While this has worked with traditional media mass media, the definitions of what can be, and need to be, designed continue to expand, especially in light of advancing technologies. As a result, one person is not capable of internalizing such a broad range of knowledge and trades. The design process is now shifting from a vertical relationship of one person into a horizontal collaboration from a group with complimentary talents, skills and areas of knowledge. Mau puts it this way:
“It is no longer about one designer, one client, one solution, one place. Problems are taken up everywhere, solutions are developed and tested and contributed to the global commons, and those ideas are tested against other solutions. The effect of this is to imagine a future for design that is both more modest and more ambitious. More modest in the sense that we take our place in … a group that collectively develops the capacity to deal with the demands of the given project. More ambitious in that we take our place in society, willing to implicate ourselves in the consequences of our imagination.”

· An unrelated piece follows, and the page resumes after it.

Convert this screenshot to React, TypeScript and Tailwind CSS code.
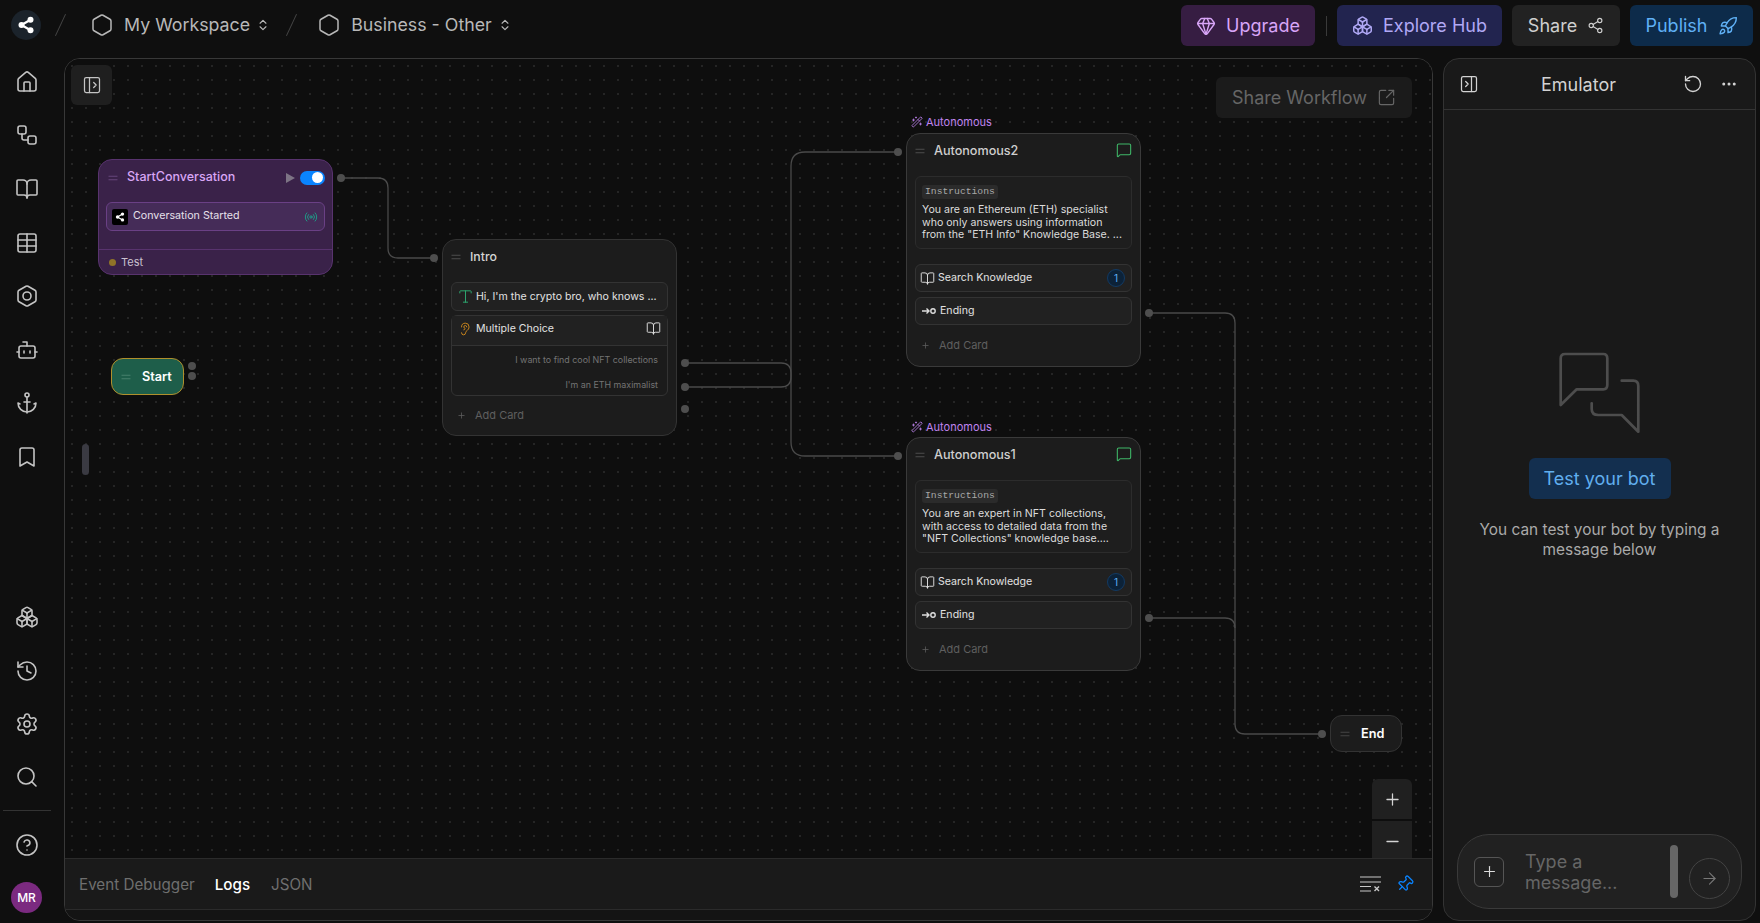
import {
  Anchor,
  ArrowRight,
  BookOpen,
  Bolt,
  Bookmark,
  Bot,
  Boxes,
  ChevronsUpDown,
  CircleHelp,
  Ear,
  Ellipsis,
  Equal,
  Gem,
  Hexagon,
  History,
  House,
  MessageSquare,
  Minus,
  PanelLeftOpen,
  PanelRightClose,
  Pin,
  Plus,
  Radio,
  Rocket,
  RotateCcw,
  Search,
  Settings,
  Share2,
  SquareArrowOutUpRight,
  Table,
  Type,
  WandSparkles,
  Workflow,
} from "lucide-react";
import type { ReactNode } from "react";

// Filled three-dot share mark used for the logo and the trigger card
const ShareMark = ({ size }: { size: number }) => (
  <svg width={size} height={size} viewBox="0 0 24 24" fill="#fff" stroke="#fff">
    <line x1="6" y1="12" x2="18" y2="5" strokeWidth="3" />
    <line x1="6" y1="12" x2="18" y2="19" strokeWidth="3" />
    <circle cx="6" cy="12" r="4" stroke="none" />
    <circle cx="18" cy="5" r="4" stroke="none" />
    <circle cx="18" cy="19" r="4" stroke="none" />
  </svg>
);

const EndingIcon = () => (
  <svg width="15" height="10" viewBox="0 0 15 10" fill="none" stroke="#ddd" strokeWidth="1.4">
    <path d="M1 5h7M5.5 2.5 8 5 5.5 7.5" />
    <circle cx="12" cy="5" r="2.2" />
  </svg>
);

const ClearLogsIcon = () => (
  <svg width="21" height="16" viewBox="0 0 21 16" fill="none" stroke="#c8c8c8" strokeWidth="1.2">
    <path d="M0 1h21M0 6h21M0 10.500h11M0 15h11" />
    <path d="M14.500 10.500 19 15M19 10.500 14.500 15" strokeWidth="1.4" />
  </svg>
);

// Two overlapping speech bubbles of the empty emulator state
const ChatBubbles = () => (
  <svg
    width="100"
    height="85"
    viewBox="100 20 100 85"
    fill="none"
    stroke="#4d4d4d"
    strokeWidth="2.7"
    strokeLinecap="round"
    strokeLinejoin="round"
  >
    <path d="M110.700 75V28.300Q110.700 24 115 24H153.300Q157.300 24 157.300 28.300V55Q157.300 59.300 153.300 59.300H126.700Z" />
    <path d="M171.700 50.700H183.300Q188.300 50.700 188.300 56V101.700L171.700 85H148.300Q141.700 85 141.700 79V73.300" />
  </svg>
);

const Grip = ({ className }: { className: string }) => <Equal size={14} strokeWidth={1.5} className={className} />;

const topNav = [House, Workflow, BookOpen, Table, Bolt, Bot, Anchor, Bookmark];
const bottomNav = [Boxes, History, Settings, Search];

const Sidebar = () => (
  <aside className="flex w-[53px] shrink-0 flex-col items-center text-[#c4c4c4]">
    <div className="-mt-[3px] flex flex-col">
      {topNav.map((Icon, i) => (
        <div key={i} className="flex h-[53.6px] items-center justify-center">
          <Icon size={24} strokeWidth={1.6} />
        </div>
      ))}
    </div>
    <div className="mt-auto flex w-full flex-col items-center pb-[8px]">
      {bottomNav.map((Icon, i) => (
        <div key={i} className="flex h-[53.4px] items-center justify-center">
          <Icon size={24} strokeWidth={1.6} />
        </div>
      ))}
      <div className="mt-[6px] h-px w-[48px] bg-[#333]" />
      <div className="flex h-[68px] items-center justify-center">
        <CircleHelp size={24} strokeWidth={1.6} />
      </div>
      <div className="mt-[3px] flex h-[31px] w-[31px] items-center justify-center rounded-full bg-[#7b2a80] text-[12px] font-medium text-white">
        MR
      </div>
    </div>
  </aside>
);

const HeaderButton = ({ className, children }: { className: string; children: ReactNode }) => (
  <button className={`flex h-[41px] items-center rounded-md text-[18px] ${className}`}>{children}</button>
);

const Header = () => (
  <header className="flex h-[58px] shrink-0 items-start">
    <div className="flex h-[50px] items-center text-[#b8b8b8]">
      <div className="ml-[11px] flex h-[30px] w-[30px] items-center justify-center rounded-full bg-[#1b232b]">
        <ShareMark size={18} />
      </div>
      <span className="ml-[19px] h-[24px] w-px rotate-[25deg] bg-[#444]" />
      <Hexagon size={24} strokeWidth={1.5} className="ml-[29px]" />
      <span className="ml-[10px] text-[17.800px]">My Workspace</span>
      <ChevronsUpDown size={14} strokeWidth={2} className="ml-[6px]" />
      <span className="ml-[21px] h-[24px] w-px rotate-[25deg] bg-[#444]" />
      <Hexagon size={24} strokeWidth={1.5} className="ml-[25px]" />
      <span className="ml-[10px] text-[17.800px]">Business - Other</span>
      <ChevronsUpDown size={14} strokeWidth={2} className="ml-[6px]" />
    </div>
    <div className="mt-[5px] ml-auto flex items-center pr-[7px]">
      <HeaderButton className="w-[134px] justify-center gap-[10px] bg-[#361d42] text-[#d8a5f7]">
        <Gem size={20} strokeWidth={1.7} />
        Upgrade
      </HeaderButton>
      <span className="mx-[10.5px] h-[20px] w-px bg-[#3a3a3a]" />
      <HeaderButton className="w-[165px] justify-center gap-[10px] bg-[#22244f] text-[#b0a8f5]">
        <Boxes size={21} strokeWidth={1.7} />
        Explore Hub
      </HeaderButton>
      <HeaderButton className="ml-[10px] w-[108px] justify-center gap-[10px] bg-[#222] text-[#cfcfcf]">
        Share
        <Share2 size={17} strokeWidth={1.6} />
      </HeaderButton>
      <HeaderButton className="ml-[10px] w-[123px] justify-center gap-[10px] bg-[#0d2b4a] text-[#5fb0f5]">
        Publish
        <Rocket size={20} strokeWidth={1.7} />
      </HeaderButton>
    </div>
  </header>
);

const AddCard = () => (
  <div className="flex items-center gap-[9px] pl-[6px] text-[11px] text-[#5f5f5f]">
    <Plus size={9} />
    Add Card
  </div>
);

const Row = ({ children, className }: { children: ReactNode; className: string }) => (
  <div className={`flex items-center rounded-md border border-[#333] bg-[#212121] text-[10.6px] text-[#e2e2e2] ${className}`}>
    {children}
  </div>
);

const AutonomousNode = ({
  name,
  lines,
  labelClass,
  nodeClass,
}: {
  name: string;
  lines: string[];
  labelClass: string;
  nodeClass: string;
}) => (
  <>
    <div className={`absolute flex items-center gap-[3px] text-[11px] text-[#c084f0] ${labelClass}`}>
      <WandSparkles size={12} strokeWidth={1.6} />
      Autonomous
    </div>
    <div className={`absolute h-[234px] w-[235px] rounded-[14px] border border-[#3a3a3a] bg-[#1c1c1c] px-[8px] ${nodeClass}`}>
      <div className="-ml-[2px] flex h-[34px] items-center">
        <Grip className="text-[#555]" />
        <span className="ml-[7px] text-[12.6px] font-medium text-[#cfcfcf]">{name}</span>
        <MessageSquare size={16} strokeWidth={1.6} className="ml-auto -translate-y-[1px] text-[#3fb868]" />
      </div>
      <div className="mt-[8px] h-[73px] rounded-md border border-[#2c2c2c] bg-[#1e1e1e] pt-[8px] pl-[6px]">
        <span className="block w-fit rounded-[3px] bg-[#2b2b2b] px-[3px] font-['Liberation_Mono',monospace] text-[9.7px] leading-[14px] text-[#a8a8a8]">
          Instructions
        </span>
        <div className="mt-[5px] text-[10.6px] leading-[12.7px] whitespace-nowrap text-[#dcdcdc]">
          {lines.map((line) => (
            <div key={line}>{line}</div>
          ))}
        </div>
      </div>
      <Row className="mt-[15px] h-[28px] pr-[6px] pl-[4px]">
        <BookOpen size={15} strokeWidth={1.5} />
        <span className="ml-[3px]">Search Knowledge</span>
        <span className="ml-auto flex h-[18px] w-[18px] items-center justify-center rounded-full border border-[#123a63] bg-[#0c2238] text-[10px] text-[#5fb0f5]">
          1
        </span>
      </Row>
      <Row className="mt-[5px] h-[28px] pl-[5px]">
        <EndingIcon />
        <span className="ml-[4px]">Ending</span>
      </Row>
      <div className="mt-[12px]">
        <AddCard />
      </div>
    </div>
  </>
);

const Edges = () => (
  <svg className="absolute inset-0 h-full w-full" fill="none" stroke="#4a4a4a" strokeWidth="1.3">
    <g transform="translate(-65 -59)">
      <path d="M341 178H378Q388 178 388 188V248Q388 258 398 258H434" />
      <path d="M685 363H781Q791 363 791 373V377Q791 387 781 387H685" />
      <path d="M898 152H805Q791 152 791 166V442Q791 456 805 456H898" />
      <path d="M1149 313H1225Q1235 313 1235 323V724Q1235 734 1245 734H1322" />
      <path d="M1149 618H1225Q1235 618 1235 628" />
      <g fill="#4e4e4e" stroke="none">
        {[
          [341, 178],
          [434, 258],
          [192, 366],
          [192, 376],
          [685, 363],
          [685, 387],
          [685, 409],
          [898, 152],
          [898, 456],
          [1149, 313],
          [1149, 618],
          [1322, 734],
        ].map(([x, y]) => (
          <circle key={`${x}-${y}`} cx={x} cy={y} r="4" />
        ))}
      </g>
    </g>
  </svg>
);

const Canvas = () => (
  <div className="relative min-h-0 flex-1 overflow-hidden bg-[#0e0e0e] bg-[radial-gradient(circle,#252525_0.8px,transparent_1px)] bg-[length:14px_14px]">
    <Edges />

    <button className="absolute top-[6px] left-[6px] flex h-[40px] w-[41px] items-center justify-center rounded-md bg-[#1f1f1f] text-[#c4c4c4]">
      <PanelLeftOpen size={20} strokeWidth={1.5} />
    </button>

    <div className="absolute top-[18px] left-[1151px] flex h-[41px] w-[196px] items-center justify-center gap-[10px] rounded-md bg-[#1b1b1b] text-[18px] text-[#666]">
      Share Workflow
      <SquareArrowOutUpRight size={19} strokeWidth={1.5} />
    </div>

    {/* StartConversation */}
    <div className="absolute top-[100px] left-[33px] h-[116px] w-[235px] rounded-[14px] border border-[#58336e] bg-[#3a2249]">
      <div className="flex h-[35px] items-center pr-[7px] pl-[7px]">
        <Grip className="text-[#6d4c82]" />
        <span className="ml-[7px] text-[12.5px] font-medium text-[#d8a6f5]">StartConversation</span>
        <svg width="9" height="10" viewBox="0 0 9 10" className="ml-auto fill-[#7d7485]">
          <path d="M0 0 9 5 0 10Z" />
        </svg>
        <span className="ml-[5px] flex h-[14px] w-[25px] items-center justify-end rounded-full bg-[#0a84ff] pr-[2px]">
          <span className="h-[11px] w-[11px] rounded-full bg-white" />
        </span>
      </div>
      <div className="mx-[7px] mt-[7px] flex h-[29px] items-center rounded-md border border-[#6a4085] bg-[#452c58] pr-[6px] pl-[5px] text-[10.7px] text-[#e6e0ea]">
        <span className="flex h-[16px] w-[16px] items-center justify-center rounded-[2px] bg-black">
          <ShareMark size={10} />
        </span>
        <span className="ml-[5px]">Conversation Started</span>
        <Radio size={14} strokeWidth={1.5} className="ml-auto text-[#1aa88c]" />
      </div>
      <div className="mt-[18px] flex h-[26px] items-center gap-[5px] border-t border-[#58336e] pl-[10px] text-[11px] text-[#c9c0cf]">
        <span className="h-[7px] w-[7px] rounded-full bg-[#8f7428]" />
        Test
      </div>
    </div>

    {/* Start */}
    <div className="absolute top-[299px] left-[46px] flex h-[37px] w-[73px] items-center rounded-[12px] border border-[#b08f2c] bg-[#1e5e4a] pl-[7px]">
      <Grip className="text-[#4d8571]" />
      <span className="ml-[9px] text-[12.7px] font-semibold text-white">Start</span>
    </div>

    {/* Intro */}
    <div className="absolute top-[180px] left-[377px] h-[197px] w-[235px] rounded-[14px] border border-[#333] bg-[#1c1c1c] px-[8px]">
      <div className="-ml-[2px] flex h-[34px] items-center">
        <Grip className="text-[#555]" />
        <span className="ml-[7px] text-[12.3px] font-medium text-[#d4d4d4]">Intro</span>
      </div>
      <Row className="mt-[8px] h-[29px] pl-[5px]">
        <Type size={17} strokeWidth={1.4} className="text-[#2ea66f]" />
        <span className="ml-[2px]">Hi, I'm the crypto bro, who knows ...</span>
      </Row>
      <div className="mt-[4px] h-[81px] rounded-md border border-[#333] bg-[#1b1b1b]">
        <div className="flex h-[30px] items-center border-b border-[#333] bg-[#212121] pr-[6px] pb-[4px] pl-[6px] text-[10.6px] text-[#e2e2e2]">
          <Ear size={14} strokeWidth={1.6} className="text-[#d18a1c]" />
          <span className="ml-[4px]">Multiple Choice</span>
          <BookOpen size={15} strokeWidth={1.5} className="ml-auto" />
        </div>
        <div className="pt-[7px] pr-[9px] text-right text-[8.9px] text-[#747474]">
          <div className="h-[25px] leading-[14px]">I want to find cool NFT collections</div>
          <div className="leading-[14px]">I'm an ETH maximalist</div>
        </div>
      </div>
      <div className="mt-[11px]">
        <AddCard />
      </div>
    </div>

    <AutonomousNode
      name="Autonomous2"
      labelClass="top-[55px] left-[846px]"
      nodeClass="top-[74px] left-[841px]"
      lines={[
        "You are an Ethereum (ETH) specialist",
        "who only answers using information",
        'from the "ETH Info" Knowledge Base. ...',
      ]}
    />
    <AutonomousNode
      name="Autonomous1"
      labelClass="top-[360px] left-[846px]"
      nodeClass="top-[378px] left-[841px]"
      lines={[
        "You are an expert in NFT collections,",
        "with access to detailed data from the",
        '"NFT Collections" knowledge base....',
      ]}
    />

    {/* End */}
    <div className="absolute top-[656px] left-[1265px] flex h-[37px] w-[72px] items-center rounded-[12px] border border-[#333] bg-[#1c1c1c] pl-[7px]">
      <Grip className="text-[#4a4a4a]" />
      <span className="ml-[9px] text-[12.7px] font-semibold text-white">End</span>
    </div>

    {/* Zoom controls */}
    <div className="absolute top-[720px] left-[1307px] flex w-[40px] flex-col gap-[2px] text-[#d4d4d4]">
      <button className="flex h-[40px] items-center justify-center rounded-t-md bg-[#202020]">
        <Plus size={19} strokeWidth={1.6} />
      </button>
      <button className="flex h-[40px] items-center justify-center bg-[#202020]">
        <Minus size={19} strokeWidth={1.6} />
      </button>
    </div>

    {/* Side panel drag handle */}
    <span className="absolute top-[385px] left-[17px] h-[31px] w-[7px] rounded-sm bg-[#3a3a42]" />
  </div>
);

const BottomTabs = () => (
  <div className="shrink-0">
    <div className="flex h-[52px] items-center border-y border-[#2b2b2b] bg-[#1a1a1a] pr-[18px] pl-[14px] text-[15.2px]">
      <span className="translate-y-[1px] text-[#6f6f6f]">Event Debugger</span>
      <span className="ml-[20px] translate-y-[1px] font-medium text-white">Logs</span>
      <span className="ml-[21px] translate-y-[1px] text-[#6f6f6f]">JSON</span>
      <span className="ml-auto">
        <ClearLogsIcon />
      </span>
      <Pin size={18} strokeWidth={1.7} className="ml-[15px] rotate-45 text-[#0a84ff]" />
    </div>
    <div className="h-[10px] bg-[#141414]" />
  </div>
);

const Emulator = () => (
  <section className="flex w-[313px] shrink-0 flex-col overflow-hidden rounded-[16px] border border-[#333] bg-[#191919]">
    <div className="flex h-[51px] shrink-0 items-center border-b border-[#333] pr-[17px] pl-[15px] text-[#d2d2d2]">
      <PanelRightClose size={20} strokeWidth={1.5} />
      <span className="ml-[62px] text-[18px]">Emulator</span>
      <RotateCcw size={20} strokeWidth={1.6} className="ml-auto" />
      <Ellipsis size={18} strokeWidth={2} className="ml-[17px]" />
    </div>
    <div className="flex min-h-0 flex-1 flex-col items-center pt-[240px]">
      <ChatBubbles />
      <div className="mt-[23px] flex h-[41px] w-[142px] items-center justify-center rounded-md bg-[#132f4f] text-[18px] text-[#60aeee]">
        Test your bot
      </div>
      <p className="mt-[21px] w-[250px] text-center text-[15.4px] leading-[20px] text-[#aaa]">
        You can test your bot by typing a message below
      </p>
    </div>
    <div className="mx-[13px] mb-[11px] flex h-[75px] shrink-0 items-center rounded-[32px] border border-[#3a3a3a] bg-[#212121] pr-[11px] pl-[16px]">
      <span className="flex h-[30px] w-[30px] items-center justify-center rounded-md border border-[#555] text-[#ddd]">
        <Plus size={17} strokeWidth={1.6} />
      </span>
      <span className="ml-[21px] w-[145px] text-[18px] leading-[21px] text-[#666]">
        Type a
        <br />
        message...
      </span>
      <span className="h-[53px] w-[8px] rounded-full bg-[#666]" />
      <span className="mt-[13px] ml-[11px] flex h-[41px] w-[41px] items-center justify-center rounded-full border border-[#444] text-[#777]">
        <ArrowRight size={19} strokeWidth={1.4} />
      </span>
    </div>
  </section>
);

export default function App() {
  return (
    <div className="flex h-[923px] w-[1760px] flex-col overflow-hidden bg-[#0f0f0f] font-['Inter',sans-serif]">
      <Header />
      <div className="flex min-h-0 flex-1 pb-[2px]">
        <Sidebar />
        <div className="ml-[11px] flex w-[1369px] shrink-0 flex-col overflow-hidden rounded-[16px] border border-[#383838]">
          <Canvas />
          <BottomTabs />
        </div>
        <div className="ml-[10px] flex">
          <Emulator />
        </div>
      </div>
    </div>
  );
}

In this collaboration, teams from a broad range of disciplines can reach better solutions than just one designer can alone, no matter how talented he or she is. The gusto of risking such radical creativity to address the real needs of humanity – food, environment, marketplace, industry, etc. – will bring designers from the background into the forefront of the conversation.
The design of faith communities is no different. In fact, it should be a crucial part of this conversation of rethinking and reimagining the most basic needs and facets of society. The quest for spirituality and deeper meaning is one of the most fundamental motivations we ever address. Advertisers have swiped this innate human motivation to help stir consumers to their products and services. (Check any magazine for ads that use spiritual imagery or verbiage – you won’t find a short supply). Meanwhile, Christendom is ending in the West and mainline churches are shrinking, leaving Christianity to appear largely irrelevant and out of date, or marketed and packaged by the mega church as “spirituality lite”.
Yet when believers are gathered, they are designers engaging in this new collaborative approach, if they choose to see it as such. A group has been gathered; hand picked by the Spirit, to “dance” as Patrick Oden describes the interaction with the Holy Spirit in his book, It’s a Dance. By taking inventory of scriptures, motives, traditions, and most of all, the people themselves, the church can develop into a community with gatherings , outreach, hospitality because of the people present. The missional church will not only welcome it members to join in their stories, gifts and needs into the dance, but it can rely on them to do so to create its collaborative design.